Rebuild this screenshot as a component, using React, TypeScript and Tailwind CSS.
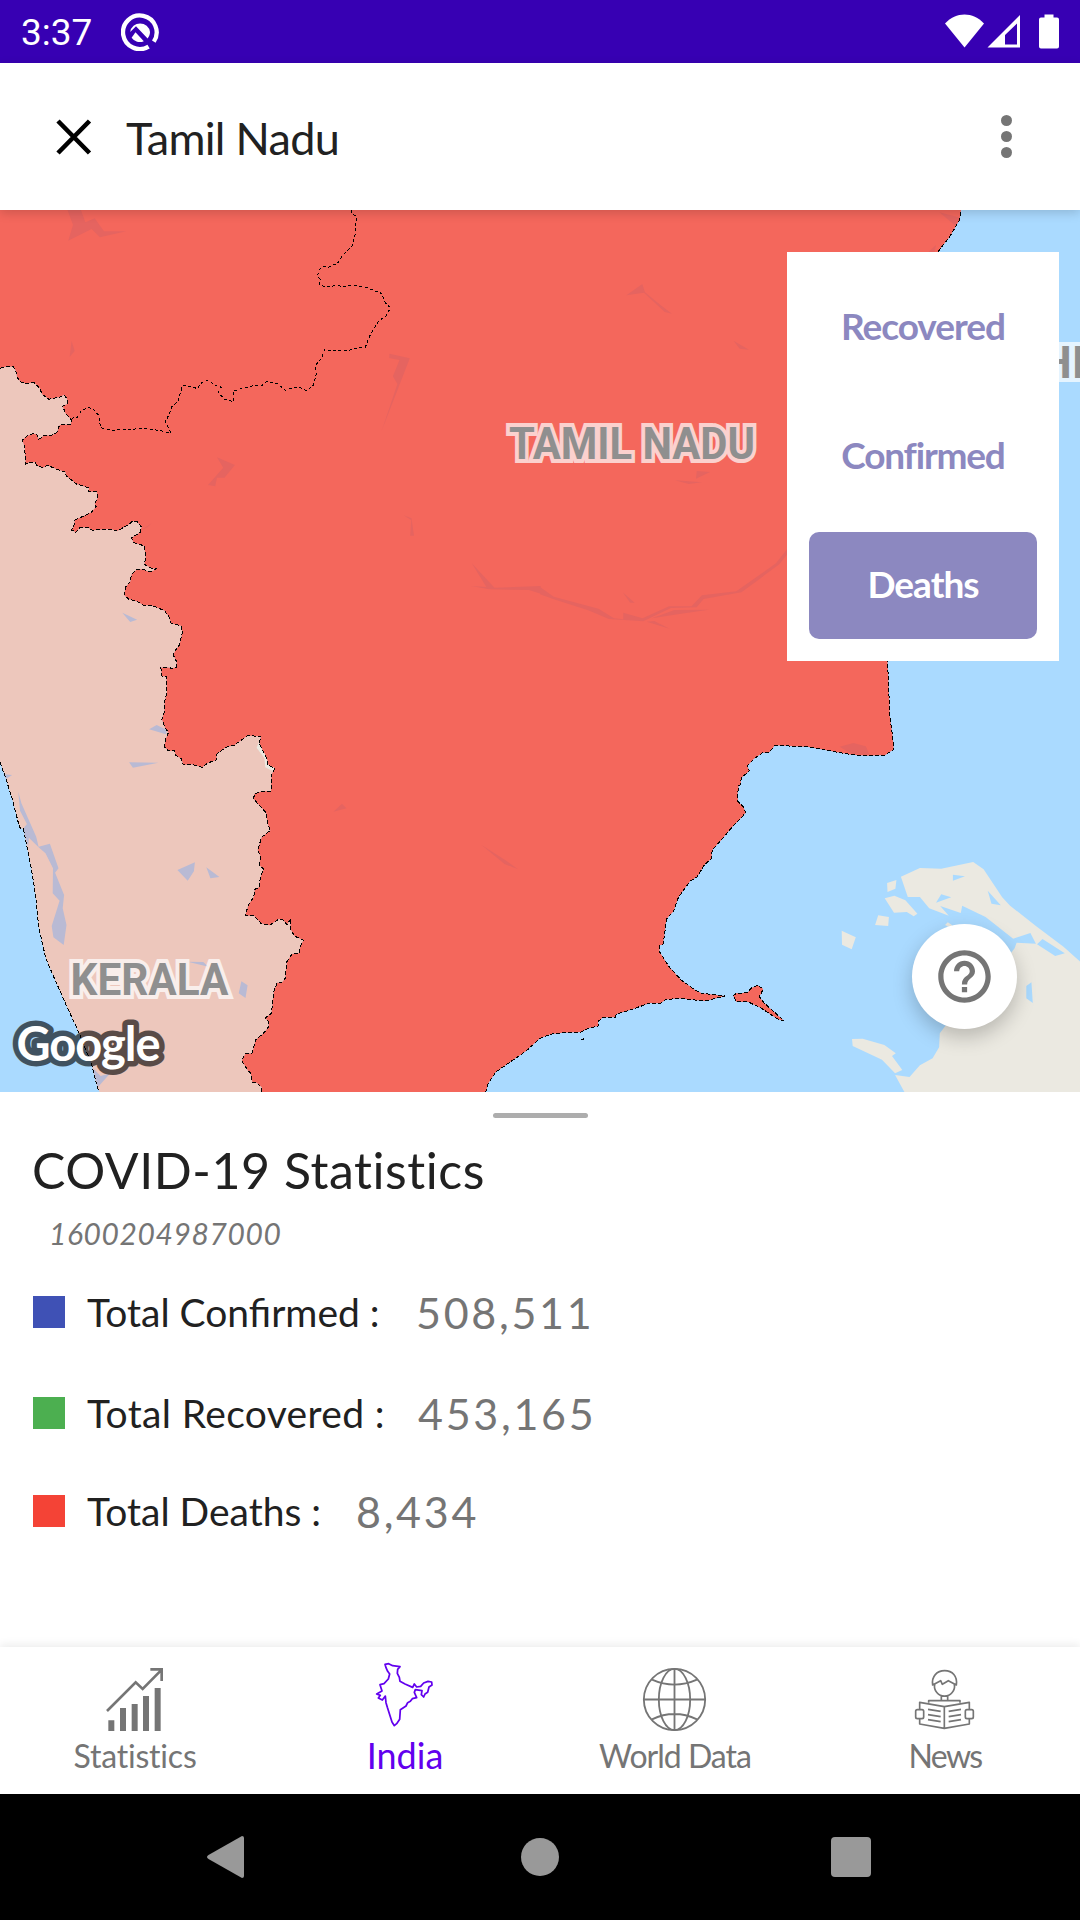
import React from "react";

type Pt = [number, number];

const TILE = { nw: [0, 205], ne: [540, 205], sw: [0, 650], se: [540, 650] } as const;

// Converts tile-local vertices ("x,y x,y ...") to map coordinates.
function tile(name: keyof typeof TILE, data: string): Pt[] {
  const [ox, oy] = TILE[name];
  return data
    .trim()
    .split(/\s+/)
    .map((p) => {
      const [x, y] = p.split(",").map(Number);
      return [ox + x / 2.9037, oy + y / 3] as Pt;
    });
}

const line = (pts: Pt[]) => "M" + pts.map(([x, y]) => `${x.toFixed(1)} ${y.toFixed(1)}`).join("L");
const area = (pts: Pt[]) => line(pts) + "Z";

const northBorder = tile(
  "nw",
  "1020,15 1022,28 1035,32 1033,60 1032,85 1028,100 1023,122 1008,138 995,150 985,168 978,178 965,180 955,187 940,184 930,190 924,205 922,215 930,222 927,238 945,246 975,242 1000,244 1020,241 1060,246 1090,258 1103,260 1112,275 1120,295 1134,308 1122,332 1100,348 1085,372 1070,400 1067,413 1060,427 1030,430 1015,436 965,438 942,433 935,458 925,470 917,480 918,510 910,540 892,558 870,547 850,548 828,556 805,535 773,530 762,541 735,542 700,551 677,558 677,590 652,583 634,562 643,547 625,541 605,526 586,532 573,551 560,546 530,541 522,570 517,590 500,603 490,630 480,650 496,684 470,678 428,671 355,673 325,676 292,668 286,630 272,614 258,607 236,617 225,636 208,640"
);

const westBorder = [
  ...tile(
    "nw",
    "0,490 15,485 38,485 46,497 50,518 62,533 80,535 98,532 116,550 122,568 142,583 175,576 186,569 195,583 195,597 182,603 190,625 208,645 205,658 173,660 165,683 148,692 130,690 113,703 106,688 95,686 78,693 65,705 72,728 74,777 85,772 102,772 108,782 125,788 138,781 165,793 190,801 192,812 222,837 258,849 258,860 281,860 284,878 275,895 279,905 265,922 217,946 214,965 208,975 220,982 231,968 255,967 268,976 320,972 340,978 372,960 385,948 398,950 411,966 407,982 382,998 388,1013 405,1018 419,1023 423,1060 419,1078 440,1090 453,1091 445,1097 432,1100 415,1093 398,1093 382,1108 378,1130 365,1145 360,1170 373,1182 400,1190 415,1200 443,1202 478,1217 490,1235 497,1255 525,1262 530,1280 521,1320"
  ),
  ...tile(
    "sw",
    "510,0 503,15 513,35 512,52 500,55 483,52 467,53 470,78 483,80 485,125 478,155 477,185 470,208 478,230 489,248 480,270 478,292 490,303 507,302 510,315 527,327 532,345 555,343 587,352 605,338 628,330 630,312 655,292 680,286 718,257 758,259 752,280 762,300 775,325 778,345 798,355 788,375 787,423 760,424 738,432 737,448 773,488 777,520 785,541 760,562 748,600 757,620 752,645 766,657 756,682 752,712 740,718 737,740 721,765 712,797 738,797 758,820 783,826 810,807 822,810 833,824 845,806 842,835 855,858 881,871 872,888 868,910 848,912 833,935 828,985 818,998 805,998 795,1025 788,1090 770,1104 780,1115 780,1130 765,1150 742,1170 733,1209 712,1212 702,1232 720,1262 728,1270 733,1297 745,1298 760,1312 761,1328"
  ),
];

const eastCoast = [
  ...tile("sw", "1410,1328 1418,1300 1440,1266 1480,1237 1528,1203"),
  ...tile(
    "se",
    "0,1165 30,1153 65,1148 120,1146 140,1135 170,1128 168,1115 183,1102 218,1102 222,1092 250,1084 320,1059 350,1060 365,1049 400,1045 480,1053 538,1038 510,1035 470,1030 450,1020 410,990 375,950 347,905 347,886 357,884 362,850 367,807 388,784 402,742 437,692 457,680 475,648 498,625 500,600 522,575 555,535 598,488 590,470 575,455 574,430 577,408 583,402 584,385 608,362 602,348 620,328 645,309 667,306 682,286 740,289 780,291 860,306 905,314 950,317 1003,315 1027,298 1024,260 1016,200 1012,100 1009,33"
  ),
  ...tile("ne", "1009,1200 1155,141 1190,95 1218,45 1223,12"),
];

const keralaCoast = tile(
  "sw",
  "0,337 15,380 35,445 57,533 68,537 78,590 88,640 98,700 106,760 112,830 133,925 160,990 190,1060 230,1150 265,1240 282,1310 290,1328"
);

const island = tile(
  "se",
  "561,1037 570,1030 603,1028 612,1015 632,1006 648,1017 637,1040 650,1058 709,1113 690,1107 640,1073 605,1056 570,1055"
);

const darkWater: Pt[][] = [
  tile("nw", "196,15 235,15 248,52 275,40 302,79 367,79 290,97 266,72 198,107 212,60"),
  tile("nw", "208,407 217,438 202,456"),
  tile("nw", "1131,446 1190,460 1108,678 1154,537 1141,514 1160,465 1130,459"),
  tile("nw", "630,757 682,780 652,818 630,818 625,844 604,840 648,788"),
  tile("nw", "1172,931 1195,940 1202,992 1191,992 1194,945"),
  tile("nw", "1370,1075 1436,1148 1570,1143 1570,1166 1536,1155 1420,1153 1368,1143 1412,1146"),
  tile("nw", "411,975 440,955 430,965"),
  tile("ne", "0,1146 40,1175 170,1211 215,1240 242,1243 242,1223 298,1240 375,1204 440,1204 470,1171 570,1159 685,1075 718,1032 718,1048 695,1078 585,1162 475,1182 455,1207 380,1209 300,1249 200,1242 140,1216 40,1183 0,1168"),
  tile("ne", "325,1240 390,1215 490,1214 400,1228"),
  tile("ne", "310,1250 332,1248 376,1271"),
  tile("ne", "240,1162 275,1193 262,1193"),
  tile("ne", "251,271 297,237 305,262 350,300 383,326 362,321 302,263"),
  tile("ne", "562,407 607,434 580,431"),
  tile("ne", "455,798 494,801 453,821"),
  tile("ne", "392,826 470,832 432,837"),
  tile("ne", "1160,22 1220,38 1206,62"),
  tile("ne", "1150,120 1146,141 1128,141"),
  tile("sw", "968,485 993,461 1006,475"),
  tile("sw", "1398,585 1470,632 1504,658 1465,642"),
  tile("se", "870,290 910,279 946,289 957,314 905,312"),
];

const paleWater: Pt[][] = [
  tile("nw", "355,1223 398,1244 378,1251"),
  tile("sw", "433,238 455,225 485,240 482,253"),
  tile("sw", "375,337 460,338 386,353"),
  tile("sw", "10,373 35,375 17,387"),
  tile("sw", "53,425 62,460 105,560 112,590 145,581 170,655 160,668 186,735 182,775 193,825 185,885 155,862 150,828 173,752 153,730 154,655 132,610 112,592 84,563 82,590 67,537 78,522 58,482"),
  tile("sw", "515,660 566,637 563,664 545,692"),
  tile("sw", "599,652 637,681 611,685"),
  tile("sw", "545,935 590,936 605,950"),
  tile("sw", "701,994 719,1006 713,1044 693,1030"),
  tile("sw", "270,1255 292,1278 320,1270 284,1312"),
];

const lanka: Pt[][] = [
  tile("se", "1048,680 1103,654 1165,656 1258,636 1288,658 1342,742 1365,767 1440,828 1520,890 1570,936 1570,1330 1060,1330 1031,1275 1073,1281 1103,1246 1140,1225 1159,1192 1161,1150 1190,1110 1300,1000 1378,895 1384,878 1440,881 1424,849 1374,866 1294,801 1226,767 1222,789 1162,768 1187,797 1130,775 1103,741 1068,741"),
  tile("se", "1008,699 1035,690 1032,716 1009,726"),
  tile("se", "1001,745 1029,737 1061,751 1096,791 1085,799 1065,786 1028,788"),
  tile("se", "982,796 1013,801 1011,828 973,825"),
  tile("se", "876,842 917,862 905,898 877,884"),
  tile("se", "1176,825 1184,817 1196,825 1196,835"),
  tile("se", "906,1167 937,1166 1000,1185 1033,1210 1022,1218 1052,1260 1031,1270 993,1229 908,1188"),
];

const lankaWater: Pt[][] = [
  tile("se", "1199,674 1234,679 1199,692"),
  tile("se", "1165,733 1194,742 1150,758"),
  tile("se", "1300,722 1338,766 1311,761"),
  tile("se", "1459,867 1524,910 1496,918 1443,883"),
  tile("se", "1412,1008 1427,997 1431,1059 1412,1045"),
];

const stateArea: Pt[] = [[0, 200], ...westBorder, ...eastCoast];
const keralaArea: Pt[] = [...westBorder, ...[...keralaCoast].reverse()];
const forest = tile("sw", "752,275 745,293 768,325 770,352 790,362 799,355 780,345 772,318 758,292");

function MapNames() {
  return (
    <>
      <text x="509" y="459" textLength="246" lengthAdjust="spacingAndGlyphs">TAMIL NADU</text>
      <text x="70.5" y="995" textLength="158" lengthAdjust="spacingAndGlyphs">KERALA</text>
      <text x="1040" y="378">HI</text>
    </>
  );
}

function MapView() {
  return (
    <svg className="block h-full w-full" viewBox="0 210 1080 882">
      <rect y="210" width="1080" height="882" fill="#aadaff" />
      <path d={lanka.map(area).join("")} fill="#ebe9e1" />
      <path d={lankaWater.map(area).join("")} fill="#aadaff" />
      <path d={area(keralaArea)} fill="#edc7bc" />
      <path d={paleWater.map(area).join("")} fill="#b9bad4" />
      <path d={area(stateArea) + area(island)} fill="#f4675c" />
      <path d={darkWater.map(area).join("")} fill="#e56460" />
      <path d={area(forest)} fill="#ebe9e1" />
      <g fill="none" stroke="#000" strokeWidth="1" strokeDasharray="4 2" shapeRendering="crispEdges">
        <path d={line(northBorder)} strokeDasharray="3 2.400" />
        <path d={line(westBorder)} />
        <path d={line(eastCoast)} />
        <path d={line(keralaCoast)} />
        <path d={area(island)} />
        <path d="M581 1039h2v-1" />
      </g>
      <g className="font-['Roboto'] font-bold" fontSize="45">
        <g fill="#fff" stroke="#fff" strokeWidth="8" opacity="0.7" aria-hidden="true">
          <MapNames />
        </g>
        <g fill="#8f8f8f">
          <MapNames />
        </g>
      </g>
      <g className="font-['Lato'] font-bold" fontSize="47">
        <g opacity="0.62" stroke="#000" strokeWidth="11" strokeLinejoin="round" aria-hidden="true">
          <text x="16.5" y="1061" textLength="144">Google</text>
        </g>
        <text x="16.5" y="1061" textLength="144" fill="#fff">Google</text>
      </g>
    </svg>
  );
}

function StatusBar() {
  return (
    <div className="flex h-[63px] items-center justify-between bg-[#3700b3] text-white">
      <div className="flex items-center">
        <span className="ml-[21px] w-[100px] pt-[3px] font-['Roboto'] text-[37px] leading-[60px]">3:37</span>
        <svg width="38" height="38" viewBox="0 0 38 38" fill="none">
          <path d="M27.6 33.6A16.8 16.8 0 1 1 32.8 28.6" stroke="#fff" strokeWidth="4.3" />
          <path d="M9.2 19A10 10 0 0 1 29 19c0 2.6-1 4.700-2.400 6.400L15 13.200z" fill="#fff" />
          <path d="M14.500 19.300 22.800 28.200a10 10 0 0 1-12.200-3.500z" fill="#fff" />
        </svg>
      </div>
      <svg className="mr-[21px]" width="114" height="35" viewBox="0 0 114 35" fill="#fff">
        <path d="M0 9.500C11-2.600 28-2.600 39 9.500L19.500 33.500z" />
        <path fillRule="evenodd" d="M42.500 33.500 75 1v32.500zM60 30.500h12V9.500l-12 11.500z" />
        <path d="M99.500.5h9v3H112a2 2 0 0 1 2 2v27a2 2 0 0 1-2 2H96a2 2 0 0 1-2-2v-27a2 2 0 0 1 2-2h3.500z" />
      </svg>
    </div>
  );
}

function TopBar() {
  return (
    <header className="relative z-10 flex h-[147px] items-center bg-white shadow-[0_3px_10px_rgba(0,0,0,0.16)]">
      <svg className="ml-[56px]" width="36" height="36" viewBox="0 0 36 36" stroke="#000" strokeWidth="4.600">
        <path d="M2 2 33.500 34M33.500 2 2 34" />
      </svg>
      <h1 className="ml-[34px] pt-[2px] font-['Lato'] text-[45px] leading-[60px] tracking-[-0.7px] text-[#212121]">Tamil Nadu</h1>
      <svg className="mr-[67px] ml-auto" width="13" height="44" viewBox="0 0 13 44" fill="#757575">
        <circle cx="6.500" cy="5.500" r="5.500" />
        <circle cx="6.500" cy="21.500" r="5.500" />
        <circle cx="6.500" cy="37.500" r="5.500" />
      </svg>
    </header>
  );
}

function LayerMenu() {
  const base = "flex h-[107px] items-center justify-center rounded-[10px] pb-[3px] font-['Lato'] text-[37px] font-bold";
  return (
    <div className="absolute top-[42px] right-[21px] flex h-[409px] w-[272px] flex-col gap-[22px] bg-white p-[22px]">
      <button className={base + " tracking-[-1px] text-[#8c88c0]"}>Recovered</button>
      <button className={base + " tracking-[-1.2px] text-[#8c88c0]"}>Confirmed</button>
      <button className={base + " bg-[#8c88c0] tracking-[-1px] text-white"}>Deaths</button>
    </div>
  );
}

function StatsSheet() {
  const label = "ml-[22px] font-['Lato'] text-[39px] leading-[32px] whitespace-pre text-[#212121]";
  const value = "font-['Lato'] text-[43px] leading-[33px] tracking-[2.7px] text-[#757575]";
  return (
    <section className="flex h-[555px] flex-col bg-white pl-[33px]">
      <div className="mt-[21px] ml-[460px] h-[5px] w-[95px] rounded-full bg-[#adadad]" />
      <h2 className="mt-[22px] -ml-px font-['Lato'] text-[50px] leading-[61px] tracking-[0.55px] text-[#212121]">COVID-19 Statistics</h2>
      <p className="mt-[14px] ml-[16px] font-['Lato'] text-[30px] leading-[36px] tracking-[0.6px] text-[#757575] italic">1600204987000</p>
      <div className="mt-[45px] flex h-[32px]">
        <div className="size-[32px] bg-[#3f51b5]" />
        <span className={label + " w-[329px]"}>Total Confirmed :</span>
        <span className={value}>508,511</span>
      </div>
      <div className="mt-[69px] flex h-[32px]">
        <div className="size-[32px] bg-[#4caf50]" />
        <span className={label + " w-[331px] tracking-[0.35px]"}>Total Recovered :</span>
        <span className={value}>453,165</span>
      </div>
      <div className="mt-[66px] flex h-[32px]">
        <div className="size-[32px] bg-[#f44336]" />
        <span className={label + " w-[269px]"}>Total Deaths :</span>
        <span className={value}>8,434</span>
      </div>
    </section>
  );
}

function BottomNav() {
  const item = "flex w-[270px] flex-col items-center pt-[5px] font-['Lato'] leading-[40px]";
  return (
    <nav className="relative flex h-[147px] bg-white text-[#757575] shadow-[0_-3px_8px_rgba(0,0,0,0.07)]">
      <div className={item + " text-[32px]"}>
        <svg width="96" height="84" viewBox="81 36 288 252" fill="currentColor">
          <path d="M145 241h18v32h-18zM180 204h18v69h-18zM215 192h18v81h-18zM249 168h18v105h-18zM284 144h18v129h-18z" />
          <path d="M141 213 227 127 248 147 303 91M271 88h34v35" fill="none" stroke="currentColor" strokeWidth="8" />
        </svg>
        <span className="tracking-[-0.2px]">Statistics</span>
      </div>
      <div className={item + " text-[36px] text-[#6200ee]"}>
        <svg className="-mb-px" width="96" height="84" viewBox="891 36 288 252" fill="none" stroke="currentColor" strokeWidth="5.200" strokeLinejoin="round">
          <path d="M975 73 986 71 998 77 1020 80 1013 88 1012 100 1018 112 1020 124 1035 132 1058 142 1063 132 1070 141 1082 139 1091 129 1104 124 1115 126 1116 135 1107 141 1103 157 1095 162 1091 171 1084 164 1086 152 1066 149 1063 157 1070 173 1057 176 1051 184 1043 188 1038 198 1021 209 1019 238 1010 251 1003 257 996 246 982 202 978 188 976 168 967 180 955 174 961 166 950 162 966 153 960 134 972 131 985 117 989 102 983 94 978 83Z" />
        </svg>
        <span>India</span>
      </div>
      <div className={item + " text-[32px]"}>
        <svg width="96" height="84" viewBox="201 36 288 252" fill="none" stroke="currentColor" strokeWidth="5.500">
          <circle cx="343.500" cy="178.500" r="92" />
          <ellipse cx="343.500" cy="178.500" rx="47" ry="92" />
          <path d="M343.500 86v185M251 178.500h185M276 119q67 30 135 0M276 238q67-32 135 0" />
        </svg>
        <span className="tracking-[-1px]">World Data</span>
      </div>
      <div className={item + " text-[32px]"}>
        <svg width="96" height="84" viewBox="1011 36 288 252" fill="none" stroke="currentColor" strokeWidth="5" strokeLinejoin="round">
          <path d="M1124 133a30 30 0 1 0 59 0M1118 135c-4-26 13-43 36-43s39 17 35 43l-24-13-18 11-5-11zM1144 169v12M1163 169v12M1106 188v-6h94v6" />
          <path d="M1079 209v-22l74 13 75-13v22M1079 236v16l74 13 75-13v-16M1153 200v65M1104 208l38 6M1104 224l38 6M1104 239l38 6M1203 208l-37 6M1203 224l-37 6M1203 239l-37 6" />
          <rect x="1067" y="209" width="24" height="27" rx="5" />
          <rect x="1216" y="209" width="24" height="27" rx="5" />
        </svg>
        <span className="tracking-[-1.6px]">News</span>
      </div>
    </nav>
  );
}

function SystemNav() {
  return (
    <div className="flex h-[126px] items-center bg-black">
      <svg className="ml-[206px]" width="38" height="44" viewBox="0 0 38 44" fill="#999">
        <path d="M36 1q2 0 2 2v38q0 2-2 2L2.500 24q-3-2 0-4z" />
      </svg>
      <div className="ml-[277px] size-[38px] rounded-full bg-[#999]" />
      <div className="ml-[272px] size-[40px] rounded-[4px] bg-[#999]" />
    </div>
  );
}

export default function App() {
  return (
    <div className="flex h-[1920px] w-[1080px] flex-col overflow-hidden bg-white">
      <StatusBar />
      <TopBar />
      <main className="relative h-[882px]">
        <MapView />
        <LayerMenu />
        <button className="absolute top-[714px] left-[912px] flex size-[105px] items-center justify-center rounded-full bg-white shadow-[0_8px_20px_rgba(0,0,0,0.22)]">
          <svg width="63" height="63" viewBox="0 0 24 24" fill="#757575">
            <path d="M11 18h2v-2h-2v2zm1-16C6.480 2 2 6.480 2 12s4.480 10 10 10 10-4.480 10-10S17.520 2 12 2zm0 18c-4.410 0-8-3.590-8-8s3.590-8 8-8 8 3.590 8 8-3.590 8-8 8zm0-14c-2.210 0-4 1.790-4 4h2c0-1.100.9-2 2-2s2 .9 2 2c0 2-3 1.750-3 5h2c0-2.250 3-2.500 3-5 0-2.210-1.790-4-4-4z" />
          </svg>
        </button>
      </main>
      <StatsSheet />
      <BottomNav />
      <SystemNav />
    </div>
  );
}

——————

INSTRUCTIONS TO FOLLOW: Restate exactly, please, only the lines between the start of the data and the line containing "se: [540, 650]", both ends included, skipping the pictures.

SOLUTION TO THE PROBLEM:
Rebuild this screenshot as a component, using React, TypeScript and Tailwind CSS.
import React from "react";

type Pt = [number, number];

const TILE = { nw: [0, 205], ne: [540, 205], sw: [0, 650], se: [540, 650] } as const;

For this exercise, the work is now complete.